**Exercise details**
Using the listing below, report all lines holding the word "React".

--- Start of Data block ---

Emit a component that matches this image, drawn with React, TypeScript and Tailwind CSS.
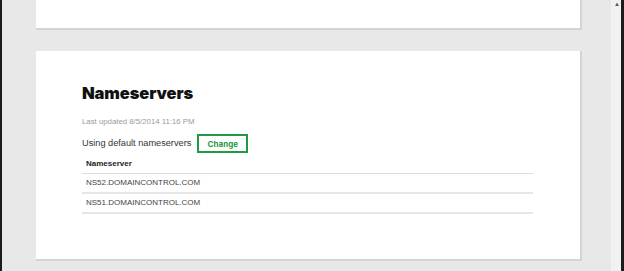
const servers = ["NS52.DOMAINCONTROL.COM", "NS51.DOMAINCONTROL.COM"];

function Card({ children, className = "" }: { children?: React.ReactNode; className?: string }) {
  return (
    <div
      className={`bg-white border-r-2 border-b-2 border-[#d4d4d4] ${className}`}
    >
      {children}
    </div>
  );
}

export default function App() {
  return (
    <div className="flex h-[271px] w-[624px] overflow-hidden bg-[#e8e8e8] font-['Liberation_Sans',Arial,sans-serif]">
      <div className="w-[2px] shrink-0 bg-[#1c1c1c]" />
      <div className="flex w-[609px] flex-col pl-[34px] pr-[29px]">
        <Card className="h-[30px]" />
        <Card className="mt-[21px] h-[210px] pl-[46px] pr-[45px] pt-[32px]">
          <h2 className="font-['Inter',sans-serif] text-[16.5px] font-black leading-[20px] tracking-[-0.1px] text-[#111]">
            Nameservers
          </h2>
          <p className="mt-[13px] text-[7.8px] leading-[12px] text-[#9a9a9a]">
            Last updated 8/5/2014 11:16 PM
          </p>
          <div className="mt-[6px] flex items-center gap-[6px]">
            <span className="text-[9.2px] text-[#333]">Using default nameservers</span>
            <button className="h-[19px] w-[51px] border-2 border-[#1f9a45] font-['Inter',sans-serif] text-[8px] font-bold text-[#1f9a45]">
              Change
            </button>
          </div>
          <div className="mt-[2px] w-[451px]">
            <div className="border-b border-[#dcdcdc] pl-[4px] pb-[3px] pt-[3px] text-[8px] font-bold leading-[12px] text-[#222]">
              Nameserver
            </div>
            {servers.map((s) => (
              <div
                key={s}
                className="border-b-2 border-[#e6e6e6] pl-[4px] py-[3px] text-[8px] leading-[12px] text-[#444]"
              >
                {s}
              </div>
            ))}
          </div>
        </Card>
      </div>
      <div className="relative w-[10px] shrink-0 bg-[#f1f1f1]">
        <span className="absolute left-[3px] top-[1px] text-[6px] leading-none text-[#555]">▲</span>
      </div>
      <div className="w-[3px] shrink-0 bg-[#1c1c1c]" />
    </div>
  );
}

--- End of Data block ---

**Written answer**
Emit a component that matches this image, drawn with React, TypeScript and Tailwind CSS.
function Card({ children, className = "" }: { children?: React.ReactNode; className?: string }) {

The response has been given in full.